** Start RAW RECORDS **
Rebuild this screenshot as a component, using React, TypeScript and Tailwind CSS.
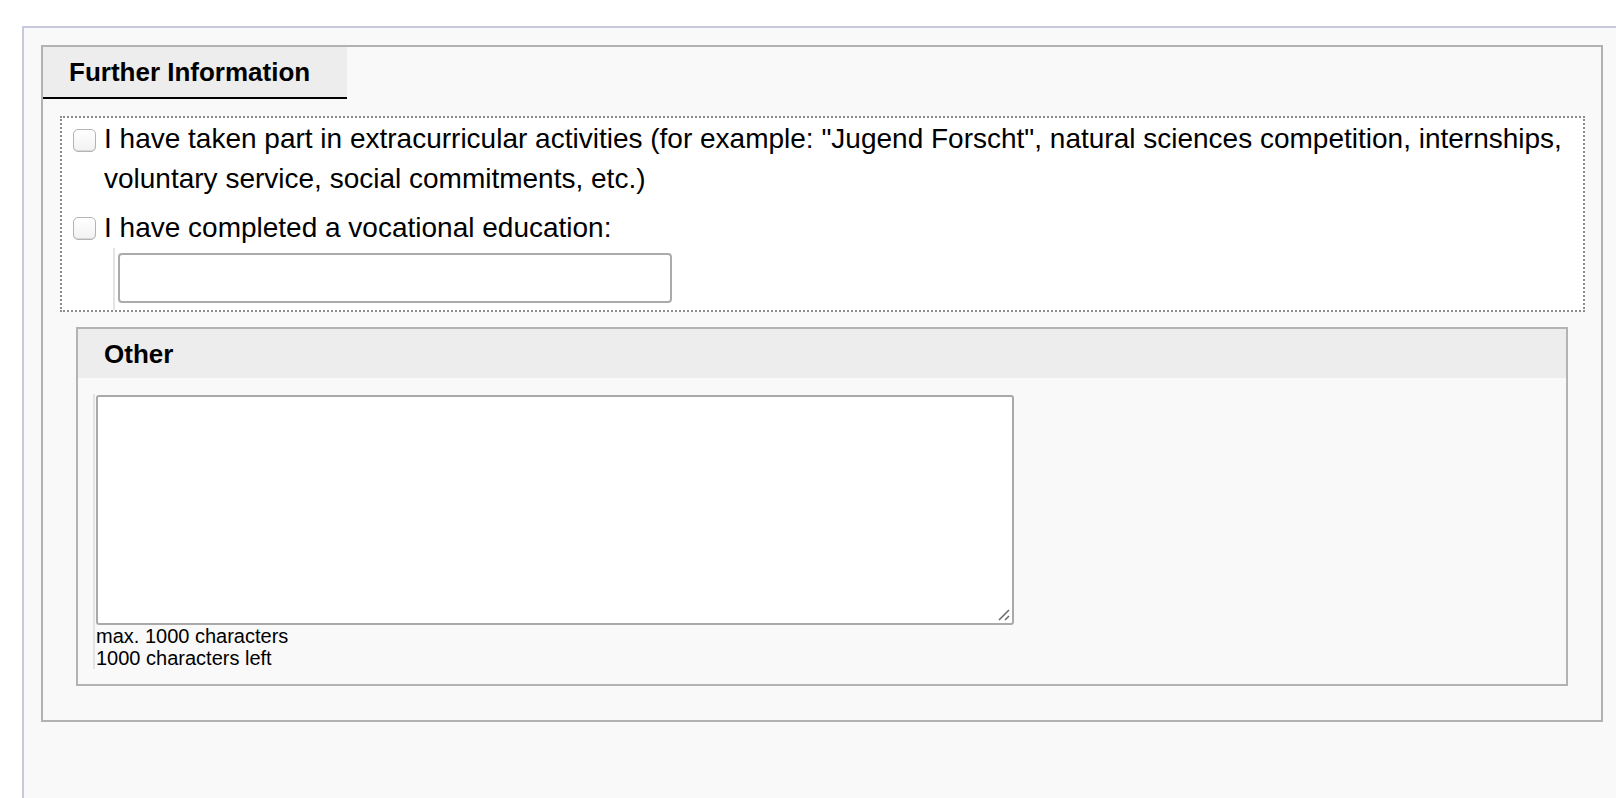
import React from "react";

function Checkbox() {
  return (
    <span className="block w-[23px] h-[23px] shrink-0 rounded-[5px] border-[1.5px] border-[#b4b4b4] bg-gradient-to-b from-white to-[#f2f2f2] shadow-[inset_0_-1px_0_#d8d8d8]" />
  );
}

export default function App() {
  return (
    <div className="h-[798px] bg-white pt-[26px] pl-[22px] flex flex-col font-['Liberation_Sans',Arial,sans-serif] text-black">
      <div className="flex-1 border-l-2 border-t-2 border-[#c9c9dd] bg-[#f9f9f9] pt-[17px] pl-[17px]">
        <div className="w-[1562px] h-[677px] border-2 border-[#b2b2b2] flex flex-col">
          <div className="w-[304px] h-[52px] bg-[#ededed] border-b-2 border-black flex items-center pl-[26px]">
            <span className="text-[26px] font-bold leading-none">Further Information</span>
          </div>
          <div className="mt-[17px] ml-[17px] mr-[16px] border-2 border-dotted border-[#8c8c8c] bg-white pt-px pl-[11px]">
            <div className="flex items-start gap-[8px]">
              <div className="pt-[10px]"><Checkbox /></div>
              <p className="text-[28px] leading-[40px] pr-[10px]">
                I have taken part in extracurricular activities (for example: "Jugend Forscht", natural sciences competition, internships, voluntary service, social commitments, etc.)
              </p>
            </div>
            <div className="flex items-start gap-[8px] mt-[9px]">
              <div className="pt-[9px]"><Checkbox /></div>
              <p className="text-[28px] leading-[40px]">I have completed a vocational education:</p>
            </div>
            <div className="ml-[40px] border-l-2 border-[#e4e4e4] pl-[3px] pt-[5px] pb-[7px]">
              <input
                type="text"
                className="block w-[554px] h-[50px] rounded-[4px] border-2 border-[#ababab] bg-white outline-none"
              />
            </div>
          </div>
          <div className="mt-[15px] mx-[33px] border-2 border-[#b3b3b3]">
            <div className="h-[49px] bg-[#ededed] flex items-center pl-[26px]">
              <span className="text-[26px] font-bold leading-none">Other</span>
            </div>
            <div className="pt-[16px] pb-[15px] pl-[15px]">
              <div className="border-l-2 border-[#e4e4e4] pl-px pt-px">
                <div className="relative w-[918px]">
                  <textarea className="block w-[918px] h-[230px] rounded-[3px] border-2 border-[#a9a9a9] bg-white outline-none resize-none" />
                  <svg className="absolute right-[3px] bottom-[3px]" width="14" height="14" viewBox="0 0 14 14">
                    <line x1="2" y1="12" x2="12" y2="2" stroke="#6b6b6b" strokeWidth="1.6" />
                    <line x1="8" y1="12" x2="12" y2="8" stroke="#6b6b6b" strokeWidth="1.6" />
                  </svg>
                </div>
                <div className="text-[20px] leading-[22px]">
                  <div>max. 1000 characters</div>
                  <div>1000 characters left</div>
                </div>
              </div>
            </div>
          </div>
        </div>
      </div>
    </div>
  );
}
** End RAW RECORDS **
** Start RAW RECORDS **
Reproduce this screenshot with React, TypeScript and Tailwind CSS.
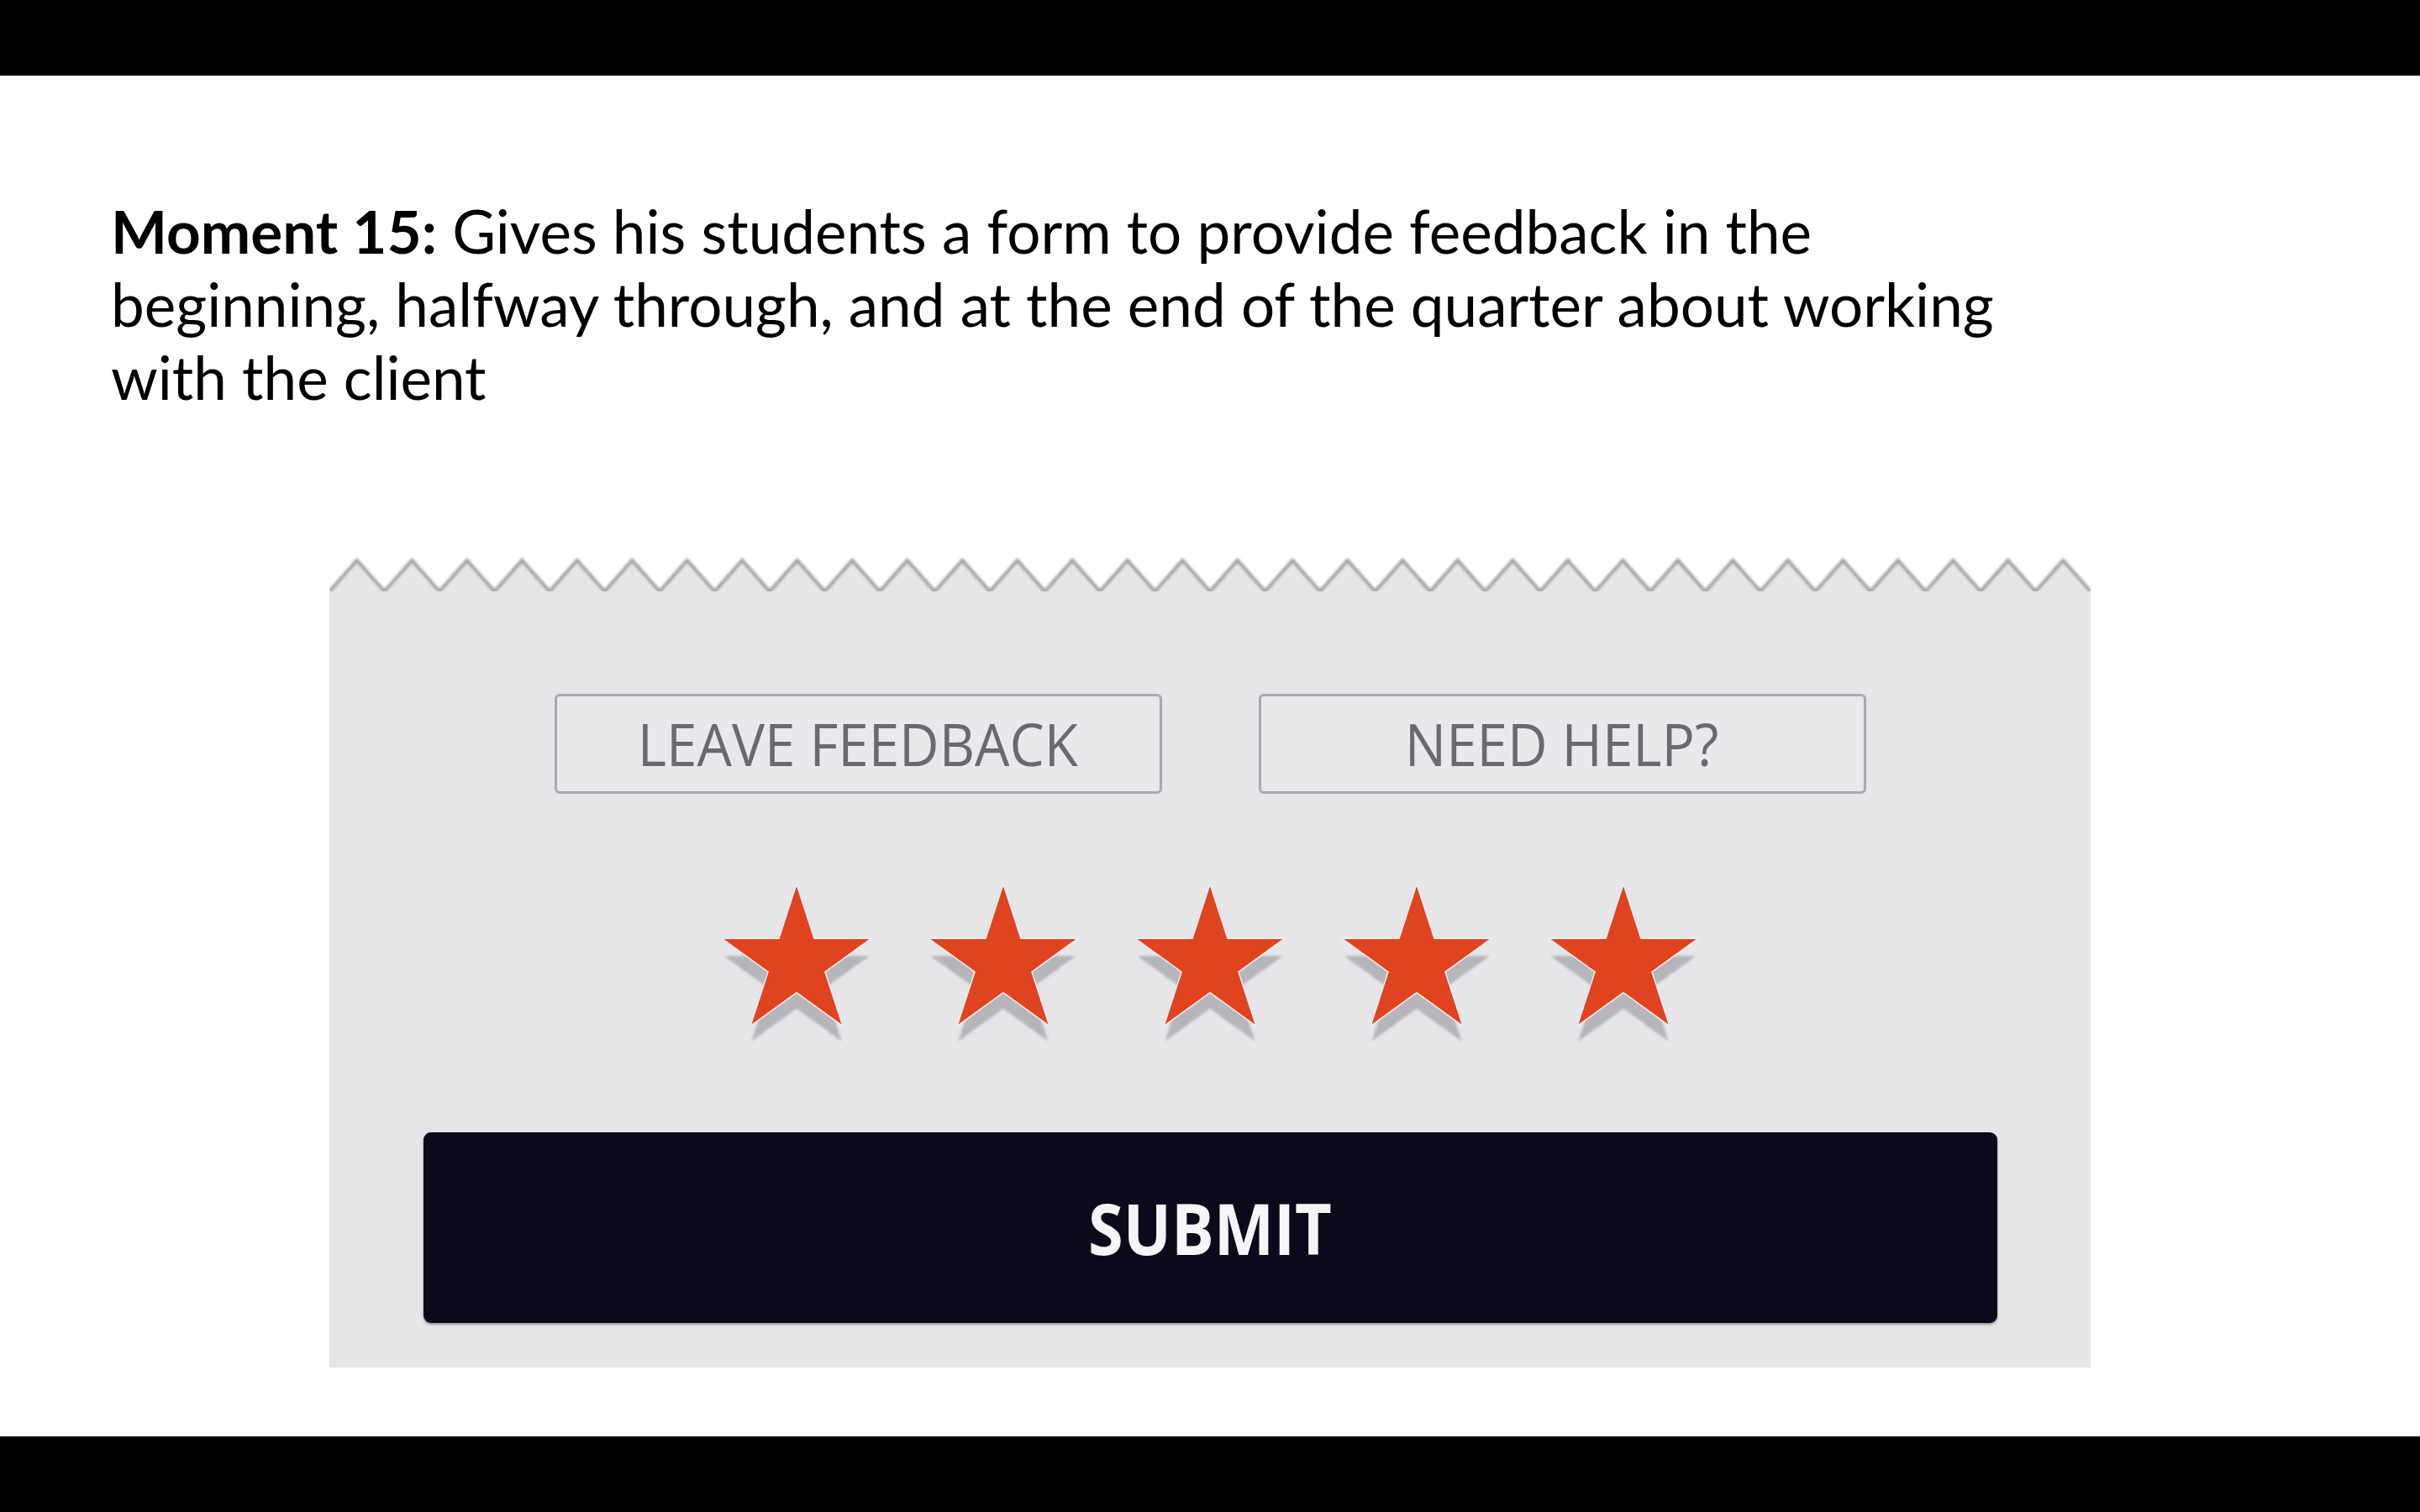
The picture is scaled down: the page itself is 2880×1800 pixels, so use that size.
** End RAW RECORDS **
EXERCISE TASK: Look above for the line with "Reproduce this screenshot" and the line with "The picture is", then copy exactly the lines from the first through the second, both kept, with no pictures.

FINISHED EXERCISE:
Reproduce this screenshot with React, TypeScript and Tailwind CSS.
The picture is scaled down: the page itself is 2880×1800 pixels, so use that size.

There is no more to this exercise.